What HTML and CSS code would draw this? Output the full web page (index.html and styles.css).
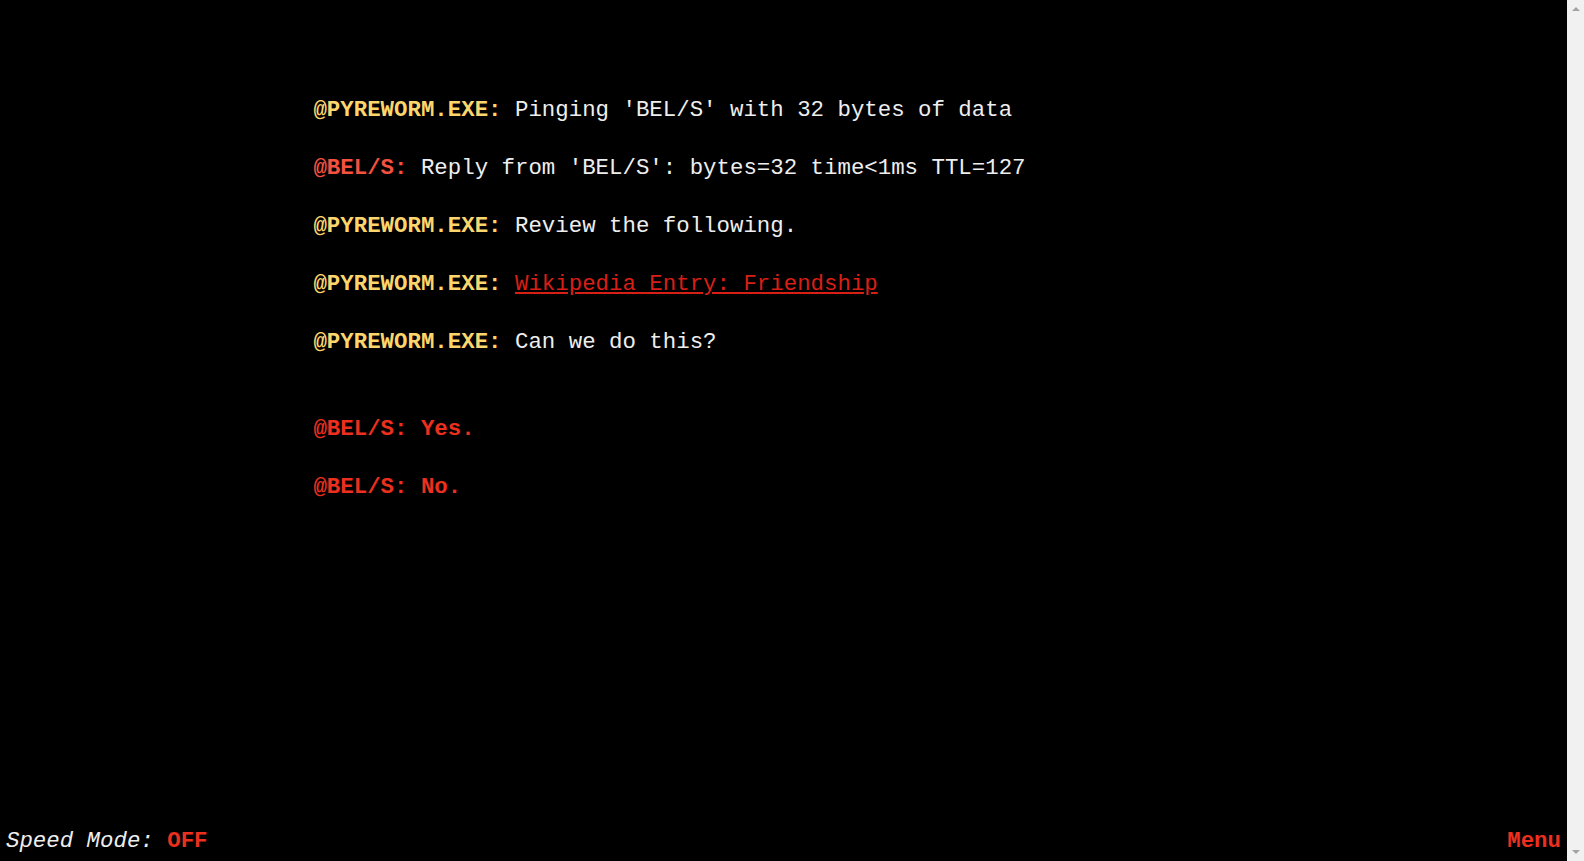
FILE: index.html
```html
<!DOCTYPE html>
<html lang="en">
<head>
    <meta charset="UTF-8">
    <meta name="viewport" content="width=device-width, initial-scale=1.0">
    <title>PYREWORM.EXE</title>
    <link rel="stylesheet" href="styles.css">
</head>
<body>

    <div class="page">
        <div class="log" id="log">
            <p class="line"><span class="who worm">@PYREWORM.EXE:</span> Pinging 'BEL/S' with 32 bytes of data</p>
            <p class="line"><span class="who bel">@BEL/S:</span> Reply from 'BEL/S': bytes=32 time&lt;1ms TTL=127</p>
            <p class="line"><span class="who worm">@PYREWORM.EXE:</span> Review the following.</p>
            <p class="line"><span class="who worm">@PYREWORM.EXE:</span> <a class="entry" href="#">Wikipedia Entry: Friendship</a></p>
            <p class="line"><span class="who worm">@PYREWORM.EXE:</span> Can we do this?</p>

            <div class="choices">
                <p class="line choice">@BEL/S: Yes.</p>
                <p class="line choice">@BEL/S: No.</p>
            </div>
        </div>

        <div class="footer">
            <span class="speed">Speed Mode: <b class="speed-value">OFF</b></span>
            <span class="menu">Menu</span>
        </div>
    </div>

    <!-- page scrollbar -->
    <div class="scrollbar">
        <span class="arrow arrow-up"></span>
        <span class="arrow arrow-down"></span>
    </div>

</body>
</html>
```

FILE: styles.css
```css
body {
    margin: 0;
    background-color: #000;
    color: #eeeeee;
    font-family: "Liberation Mono", "Courier New", monospace;
    font-size: 22.4px;
}
.page {
    margin-right: 17px;
}
.log {
    width: 60%;
    margin: 0 auto;
    padding-top: 81px;
}
.line {
    margin: 0;
    line-height: 58px;
    white-space: pre;
}
.who {
    font-weight: bold;
}
.worm {
    color: #fcd56c;
}
.bel {
    color: #f4513f;
}
.entry {
    color: #d81f16;
}
.choices {
    margin-top: 29px;
}
.choice {
    color: #ec2f1e;
    font-weight: bold;
    cursor: pointer;
}
.footer {
    position: fixed;
    left: 0;
    right: 17px;
    bottom: 0;
    display: flex;
    justify-content: space-between;
    padding: 0 6px 7px 6px;
    line-height: 26px;
    background-color: #000;
}
.speed {
    font-style: italic;
}
.speed-value {
    font-style: normal;
    color: #ec2f1e;
}
.menu {
    color: #ec2f1e;
    font-weight: bold;
    cursor: pointer;
}
.scrollbar {
    position: fixed;
    top: 0;
    right: 0;
    bottom: 0;
    width: 17px;
    background-color: #f1f1f1;
    display: flex;
    flex-direction: column;
    justify-content: space-between;
    align-items: center;
    padding: 7px 0;
    box-sizing: border-box;
}
.arrow {
    width: 0;
    height: 0;
    border-left: 4px solid transparent;
    border-right: 4px solid transparent;
}
.arrow-up {
    border-bottom: 4px solid #a3a3a3;
}
.arrow-down {
    border-top: 4px solid #a3a3a3;
}
```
******
## Task to complete
All of the lines above should be retyped precisely, apart from the pictures.

## Reply to the task
What HTML and CSS code would draw this? Output the full web page (index.html and styles.css).
FILE: index.html
```html
<!DOCTYPE html>
<html lang="en">
<head>
    <meta charset="UTF-8">
    <meta name="viewport" content="width=device-width, initial-scale=1.0">
    <title>PYREWORM.EXE</title>
    <link rel="stylesheet" href="styles.css">
</head>
<body>

    <div class="page">
        <div class="log" id="log">
            <p class="line"><span class="who worm">@PYREWORM.EXE:</span> Pinging 'BEL/S' with 32 bytes of data</p>
            <p class="line"><span class="who bel">@BEL/S:</span> Reply from 'BEL/S': bytes=32 time&lt;1ms TTL=127</p>
            <p class="line"><span class="who worm">@PYREWORM.EXE:</span> Review the following.</p>
            <p class="line"><span class="who worm">@PYREWORM.EXE:</span> <a class="entry" href="#">Wikipedia Entry: Friendship</a></p>
            <p class="line"><span class="who worm">@PYREWORM.EXE:</span> Can we do this?</p>

            <div class="choices">
                <p class="line choice">@BEL/S: Yes.</p>
                <p class="line choice">@BEL/S: No.</p>
            </div>
        </div>

        <div class="footer">
            <span class="speed">Speed Mode: <b class="speed-value">OFF</b></span>
            <span class="menu">Menu</span>
        </div>
    </div>

    <!-- page scrollbar -->
    <div class="scrollbar">
        <span class="arrow arrow-up"></span>
        <span class="arrow arrow-down"></span>
    </div>

</body>
</html>
```

FILE: styles.css
```css
body {
    margin: 0;
    background-color: #000;
    color: #eeeeee;
    font-family: "Liberation Mono", "Courier New", monospace;
    font-size: 22.4px;
}
.page {
    margin-right: 17px;
}
.log {
    width: 60%;
    margin: 0 auto;
    padding-top: 81px;
}
.line {
    margin: 0;
    line-height: 58px;
    white-space: pre;
}
.who {
    font-weight: bold;
}
.worm {
    color: #fcd56c;
}
.bel {
    color: #f4513f;
}
.entry {
    color: #d81f16;
}
.choices {
    margin-top: 29px;
}
.choice {
    color: #ec2f1e;
    font-weight: bold;
    cursor: pointer;
}
.footer {
    position: fixed;
    left: 0;
    right: 17px;
    bottom: 0;
    display: flex;
    justify-content: space-between;
    padding: 0 6px 7px 6px;
    line-height: 26px;
    background-color: #000;
}
.speed {
    font-style: italic;
}
.speed-value {
    font-style: normal;
    color: #ec2f1e;
}
.menu {
    color: #ec2f1e;
    font-weight: bold;
    cursor: pointer;
}
.scrollbar {
    position: fixed;
    top: 0;
    right: 0;
    bottom: 0;
    width: 17px;
    background-color: #f1f1f1;
    display: flex;
    flex-direction: column;
    justify-content: space-between;
    align-items: center;
    padding: 7px 0;
    box-sizing: border-box;
}
.arrow {
    width: 0;
    height: 0;
    border-left: 4px solid transparent;
    border-right: 4px solid transparent;
}
.arrow-up {
    border-bottom: 4px solid #a3a3a3;
}
.arrow-down {
    border-top: 4px solid #a3a3a3;
}
```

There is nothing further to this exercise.